Atendimento médico

Médicos indianos travam batalha dramática contra a covid-19

A pandemia deixou evidente as fragilidades estruturais do sistema de saúde da Índia, especialmente nos hospitais públicos mal equipados e com financiamento insuficiente

Agência France-Presse
postado em 02/06/2021 09:48 / atualizado em 02/06/2021 09:49
 (crédito: DIPTENDU DUTTA/AFP)
(crédito: DIPTENDU DUTTA/AFP)

Esgotados por longas jornadas de trabalho, mal remunerados e traumatizados, os médicos indianos que estão na linha de frente da batalha contra a pandemia de covid-19 temem por suas vidas e famílias.

"Estamos sobrecarregados de trabalho, estressados e muito assustados", declarou à AFP Radha Jain, médica de Nova Délhi.

Desde o início de abril, a covid-19 matou pelo menos 165.000 pessoas na Índia, um país de 1,3 bilhão de habitantes, que tem algumas das cidades mais densamente povoadas do mundo.

Mais de 1.200 médicos morreram de covid-19 desde o início da pandemia, 500 deles nos últimos dois meses, de acordo com as estatísticas da Associação Médica da Índia.

Apesar da epidemia ter começado a registrar uma queda, a Índia contabiliza a cada dia mais de 3.000 mortes por causa do coronavírus e o sistema de saúde está em colapso.

O doutor Deependra Garg, que trabalha no subúrbio de Nova Délhi, sofreu uma tragédia em casa. Sua esposa Anubha, de 48 anos, médica e devidamente vacinada, contraiu covid-19 em abril.

Seu estado de saúde piorou e Garg teve que lutar, como tantos outros, para conseguir uma internação, pois todos os hospitais estavam lotados.

"Sem alternativa" 


Finalmente, Anubha foi internada em um hospital a 200 km de sua residência, onde faleceu duas semanas mais tarde, deixando uma filha de 12 anos.

"Estamos na linha de frente 24 horas por dia, sete dias da semana. Estamos expostos a uma alta carga viral, mas temos que continuar trabalhando contra todas as probabilidades porque escolhemos esta profissão. Não temos alternativa", disse o doutor Garg.

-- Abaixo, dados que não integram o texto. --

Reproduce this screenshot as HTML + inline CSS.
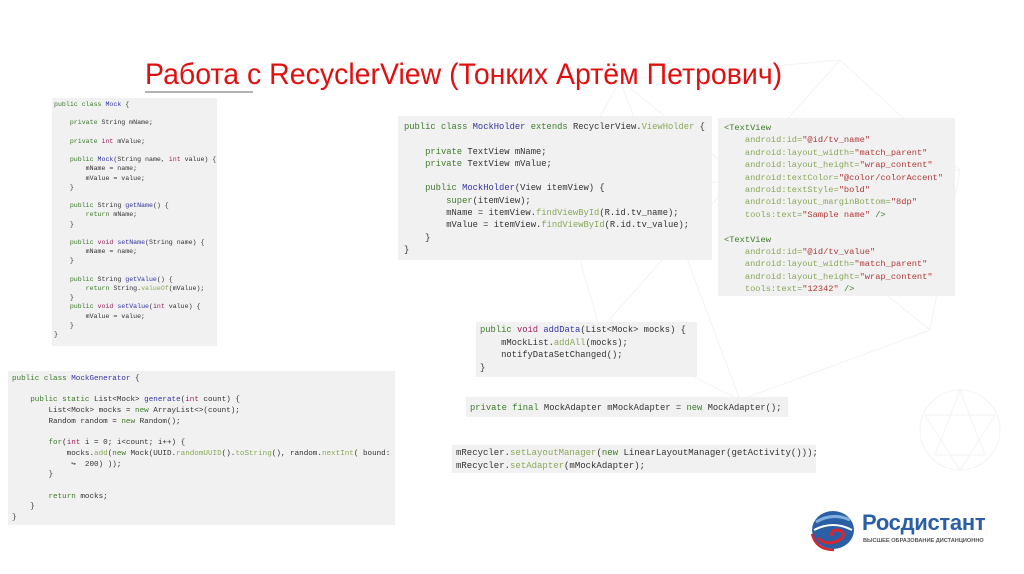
<!DOCTYPE html>
<html><head><meta charset="utf-8"><style>
body{margin:0;width:1024px;height:574px;background:#fff;position:relative;overflow:hidden;font-family:"Liberation Sans",sans-serif}
.b{position:absolute;background:#f1f1f1;margin:0;font-family:"Liberation Mono",monospace;color:#333;white-space:pre;box-sizing:border-box;overflow:hidden}
.k{color:#3d7a2a}.c{color:#3535a5}.r{color:#a02060}.m{color:#8aa85a}.s{color:#b03a3a}
.title{position:absolute;left:145px;top:58px;color:#e01010;font-size:30px;white-space:nowrap;transform-origin:0 0;transform:scaleX(0.95)}
</style></head><body>
<svg style="position:absolute;left:0;top:0" width="1024" height="574">
<g stroke="#f3f3f3" fill="none" stroke-width="1">
<path d="M620 80 L840 60 L960 170 L930 330 L740 400 L600 330 L560 190 Z M620 80 L740 400 M840 60 L600 330 M560 190 L960 170 M930 330 L620 80"/>
<circle cx="960" cy="430" r="40"/>
<path d="M925 415 L995 415 M935 455 L985 455 M960 390 L935 455 M960 390 L985 455 M925 415 L960 470 L995 415"/>
</g>
<line x1="145" y1="92" x2="253" y2="92" stroke="#9a9a9a" stroke-width="1.5"/>
</svg>
<div class="title">Работа с RecyclerView (Тонких Артём Петрович)</div>

<pre class="b" style="left:52px;top:98px;width:165px;height:248px;font-size:6.6px;line-height:9.2px;padding:2px 0 0 2px"><span class="k">public class</span> <span class="c">Mock</span> {

    <span class="k">private</span> String mName;

    <span class="k">private</span> <span class="r">int</span> mValue;

    <span class="k">public</span> <span class="c">Mock</span>(String name, <span class="r">int</span> value) {
        mName = name;
        mValue = value;
    }

    <span class="k">public</span> String <span class="c">getName</span>() {
        <span class="k">return</span> mName;
    }

    <span class="k">public</span> <span class="r">void</span> <span class="c">setName</span>(String name) {
        mName = name;
    }

    <span class="k">public</span> String <span class="c">getValue</span>() {
        <span class="k">return</span> String.<span class="m">valueOf</span>(mValue);
    }
    <span class="k">public</span> <span class="r">void</span> <span class="c">setValue</span>(<span class="r">int</span> value) {
        mValue = value;
    }
}</pre>

<pre class="b" style="left:398px;top:116px;width:314px;height:144px;font-size:8.8px;line-height:12.3px;padding:5px 0 0 6px"><span class="k">public class</span> <span class="c">MockHolder</span> <span class="k">extends</span> RecyclerView.<span class="m">ViewHolder</span> {

    <span class="k">private</span> TextView mName;
    <span class="k">private</span> TextView mValue;

    <span class="k">public</span> <span class="c">MockHolder</span>(View itemView) {
        <span class="k">super</span>(itemView);
        mName = itemView.<span class="m">findViewById</span>(R.id.tv_name);
        mValue = itemView.<span class="m">findViewById</span>(R.id.tv_value);
    }
}</pre>

<pre class="b" style="left:718px;top:118px;width:237px;height:178px;font-size:8.7px;line-height:12.4px;padding:4px 0 0 6px"><span class="k">&lt;TextView</span>
    <span class="m">android:id=</span><span class="s">"@id/tv_name"</span>
    <span class="m">android:layout_width=</span><span class="s">"match_parent"</span>
    <span class="m">android:layout_height=</span><span class="s">"wrap_content"</span>
    <span class="m">android:textColor=</span><span class="s">"@color/colorAccent"</span>
    <span class="m">android:textStyle=</span><span class="s">"bold"</span>
    <span class="m">android:layout_marginBottom=</span><span class="s">"8dp"</span>
    <span class="m">tools:text=</span><span class="s">"Sample name"</span> <span class="k">/&gt;</span>

<span class="k">&lt;TextView</span>
    <span class="m">android:id=</span><span class="s">"@id/tv_value"</span>
    <span class="m">android:layout_width=</span><span class="s">"match_parent"</span>
    <span class="m">android:layout_height=</span><span class="s">"wrap_content"</span>
    <span class="m">tools:text=</span><span class="s">"12342"</span> <span class="k">/&gt;</span></pre>

<pre class="b" style="left:8px;top:371px;width:387px;height:154px;font-size:7.6px;line-height:10.7px;padding:3px 0 0 4px"><span class="k">public class</span> <span class="c">MockGenerator</span> {

    <span class="k">public static</span> List&lt;Mock&gt; <span class="c">generate</span>(<span class="r">int</span> count) {
        List&lt;Mock&gt; mocks = <span class="k">new</span> ArrayList&lt;&gt;(count);
        Random random = <span class="k">new</span> Random();

        <span class="k">for</span>(<span class="r">int</span> i = 0; i&lt;count; i++) {
            mocks.<span class="m">add</span>(<span class="k">new</span> Mock(UUID.<span class="m">randomUUID</span>().<span class="m">toString</span>(), random.<span class="m">nextInt</span>( bound:
             ↪  200) ));
        }

        <span class="k">return</span> mocks;
    }
}</pre>

<pre class="b" style="left:476px;top:322px;width:221px;height:55px;font-size:8.8px;line-height:12.6px;padding:2px 0 0 4px"><span class="k">public</span> <span class="r">void</span> <span class="c">addData</span>(List&lt;Mock&gt; mocks) {
    mMockList.<span class="m">addAll</span>(mocks);
    notifyDataSetChanged();
}</pre>

<pre class="b" style="left:466px;top:397px;width:322px;height:20px;font-size:8.8px;line-height:12px;padding:5px 0 0 4px"><span class="k">private</span> <span class="k">final</span> MockAdapter mMockAdapter = <span class="k">new</span> MockAdapter();</pre>

<pre class="b" style="left:452px;top:445px;width:364px;height:28px;font-size:9px;line-height:12.6px;padding:2px 0 0 4px">mRecycler.<span class="m">setLayoutManager</span>(<span class="k">new</span> LinearLayoutManager(getActivity()));
mRecycler.<span class="m">setAdapter</span>(mMockAdapter);</pre>

<svg style="position:absolute;left:808px;top:508px" width="50" height="45" viewBox="0 0 50 45">
<ellipse cx="25" cy="22" rx="21" ry="19" fill="#2a5fa6"/>
<path d="M8 14 Q25 4 42 12" stroke="#7fb0de" stroke-width="3" fill="none"/>
<path d="M6 22 Q25 12 44 22" stroke="#fff" stroke-width="2" fill="none"/>
<path d="M10 30 Q20 40 34 30 Q38 24 30 22 Q22 22 24 28" stroke="#d8262e" stroke-width="3" fill="none"/>
<path d="M4 26 Q8 42 26 42" stroke="#d8262e" stroke-width="2.5" fill="none"/>
</svg>
<div style="position:absolute;left:862px;top:510px;font-size:22px;font-weight:bold;color:#2a5fa6;letter-spacing:-0.3px">Росдистант</div>
<div style="position:absolute;left:863px;top:538px;font-size:5.6px;font-weight:bold;color:#555;white-space:nowrap">ВЫСШЕЕ ОБРАЗОВАНИЕ ДИСТАНЦИОННО</div>
</body></html>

A pandemia deixou evidente as fragilidades estruturais do sistema de saúde da Índia, especialmente nos hospitais públicos mal equipados e com financiamento insuficiente.

O governo indiano gasta menos de 2% do PIB no atendimento médico, uma das menores taxas do mundo.

Durante a segunda onda da epidemia, várias notícias rodaram o país sobre hospitais com número insuficiente de funcionários, enfermos jogados no chão, leitos ocupados por vários pacientes e parentes que permaneciam nas unidades sem proteção.

A Índia, terceira maior economia da Ásia e sexta do mundo, tinha apenas 0,8 médico para cada 1.000 habitantes em 2017, uma situação equivalente a do Iraque, de acordo com os dados do Banco Mundial.

Brasil e Estados Unidos, os outros dois países mais afetados pelo vírus, tinham 2,2 e 2,6, respectivamente.

O setor de saúde da Índia tinha um déficit de pelo 600.000 médicos e dois milhões de profissionais de enfermagem antes do início da pandemia, de acordo com o instituto americano Center for Disease Dynamics, Economics and Policy.

Os hospitais foram obrigados a recorrer a estudantes no último ano de Medicina, destacou o médico Shekhar Kumar, que trabalha em uma unidade particular no estado de Uttar Pradesh (norte).

"Os pacientes precisam permanecer hospitalizados por mais tempo, o que aumenta a carga de trabalho e o risco", explicou Kumar.

Os médicos também estão traumatizados pela necessidade de decidir quem salvar devido à falta de medicamentos e oxigênio.

"Esta situação mudou a vida dos médicos", afirmou à AFP Ravikant Singh, fundador de uma organização que ajuda os hospitais de campanha.

"Não conseguimos salvar muitas vidas devido à falta de oxigênio", explicou.

Os médicos temem infectar suas famílias. Kumar está obcecado com a ideia de que o vírus "se esconde em todos os lugares, em qualquer lugar".

"Se os médicos não podem salvar a própria vida, como podem salvar a vida dos outros?", questiona, pessimista.